• **Recorded information**:
>> start

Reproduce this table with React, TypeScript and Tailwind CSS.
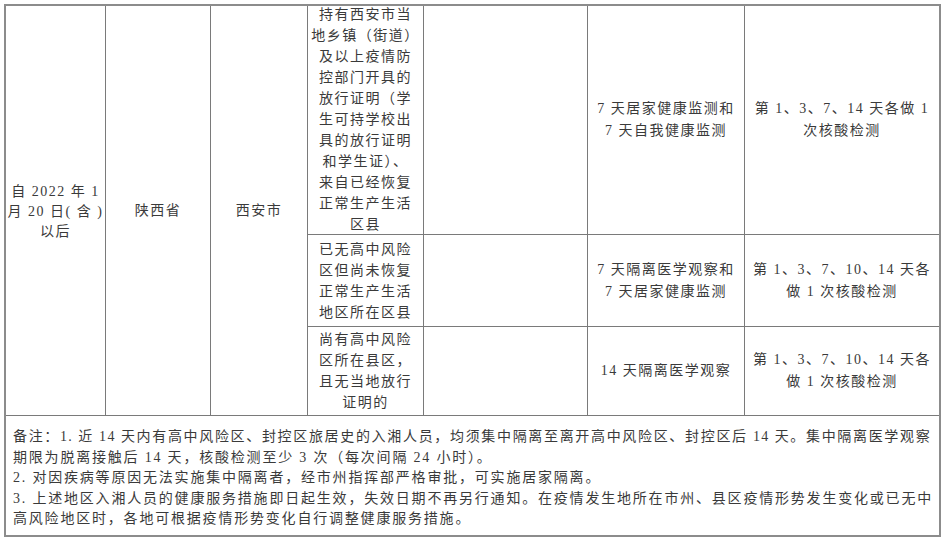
import React from "react";

const font = "font-['Liberation_Serif','Noto_Sans_CJK_SC',serif]";

function Lines({ lines, lh = "leading-[21px]" }: { lines: string[]; lh?: string }) {
  return (
    <div className={`flex flex-col items-center ${lh}`}>
      {lines.map((l, i) => (
        <div key={i} className="whitespace-nowrap">
          {l}
        </div>
      ))}
    </div>
  );
}

const cell = "border-r border-b border-[#7a7a7a] flex items-center justify-center";
const lastCell = "border-b border-[#7a7a7a] flex items-center justify-center";

export default function App() {
  return (
    <div className={`w-[942px] h-[542px] bg-white pt-[4px] pl-[4px] ${font} text-[14px] text-[#3a3a3a]`}>
      <div className="w-[937px] border-2 border-[#8c8c8c]">
        <div className="grid grid-cols-[100px_105px_97px_116px_164px_157px_194px] grid-rows-[229px_92px_89px] tracking-[1.5px]">
          <div className={`${cell} row-span-3 pt-[2px]`}>
            <Lines lines={["自 2022 年 1", "月 20 日( 含 )", "以后"]} lh="leading-[20px]" />
          </div>
          <div className={`${cell} row-span-3`}>陕西省</div>
          <div className={`${cell} row-span-3`}>西安市</div>

          <div className={`${cell} pb-[1px]`}>
            <Lines
              lines={[
                "持有西安市当",
                "地乡镇（街道）",
                "及以上疫情防",
                "控部门开具的",
                "放行证明（学",
                "生可持学校出",
                "具的放行证明",
                "和学生证）、",
                "来自已经恢复",
                "正常生产生活",
                "区县",
              ]}
            />
          </div>
          <div className={cell}></div>
          <div className={cell}>
            <Lines lines={["7 天居家健康监测和", "7 天自我健康监测"]} lh="leading-[22px]" />
          </div>
          <div className={lastCell}>
            <Lines lines={["第 1、3、7、14 天各做 1", "次核酸检测"]} lh="leading-[22px]" />
          </div>

          <div className={cell}>
            <Lines lines={["已无高中风险", "区但尚未恢复", "正常生产生活", "地区所在区县"]} />
          </div>
          <div className={cell}></div>
          <div className={cell}>
            <Lines lines={["7 天隔离医学观察和", "7 天居家健康监测"]} lh="leading-[22px]" />
          </div>
          <div className={lastCell}>
            <Lines lines={["第 1、3、7、10、14 天各", "做 1 次核酸检测"]} lh="leading-[22px]" />
          </div>

          <div className={cell}>
            <Lines lines={["尚有高中风险", "区所在县区，", "且无当地放行", "证明的"]} />
          </div>
          <div className={cell}></div>
          <div className={cell}>
            <Lines lines={["14 天隔离医学观察"]} lh="leading-[22px]" />
          </div>
          <div className={lastCell}>
            <Lines lines={["第 1、3、7、10、14 天各", "做 1 次核酸检测"]} lh="leading-[22px]" />
          </div>
        </div>
        <div className="h-[119px] pl-[7px] pr-[8px] pt-[11px] leading-[20.6px] tracking-[1.8px]">
          <div className="whitespace-nowrap tracking-[1.3px] [text-align-last:justify]">
            备注：1. 近 14 天内有高中风险区、封控区旅居史的入湘人员，均须集中隔离至离开高中风险区、封控区后 14 天。集中隔离医学观察
          </div>
          <div className="whitespace-nowrap">期限为脱离接触后 14 天，核酸检测至少 3 次（每次间隔 24 小时）。</div>
          <div className="whitespace-nowrap">2. 对因疾病等原因无法实施集中隔离者，经市州指挥部严格审批，可实施居家隔离。</div>
          <div className="whitespace-nowrap [text-align-last:justify]">
            3. 上述地区入湘人员的健康服务措施即日起生效，失效日期不再另行通知。在疫情发生地所在市州、县区疫情形势发生变化或已无中
          </div>
          <div className="whitespace-nowrap">高风险地区时，各地可根据疫情形势变化自行调整健康服务措施。</div>
        </div>
      </div>
    </div>
  );
}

>> end

• **Do this**:
Scan the material for lines with the word "React", and copy each line you find.

• **Answer in full**:
Reproduce this table with React, TypeScript and Tailwind CSS.
import React from "react";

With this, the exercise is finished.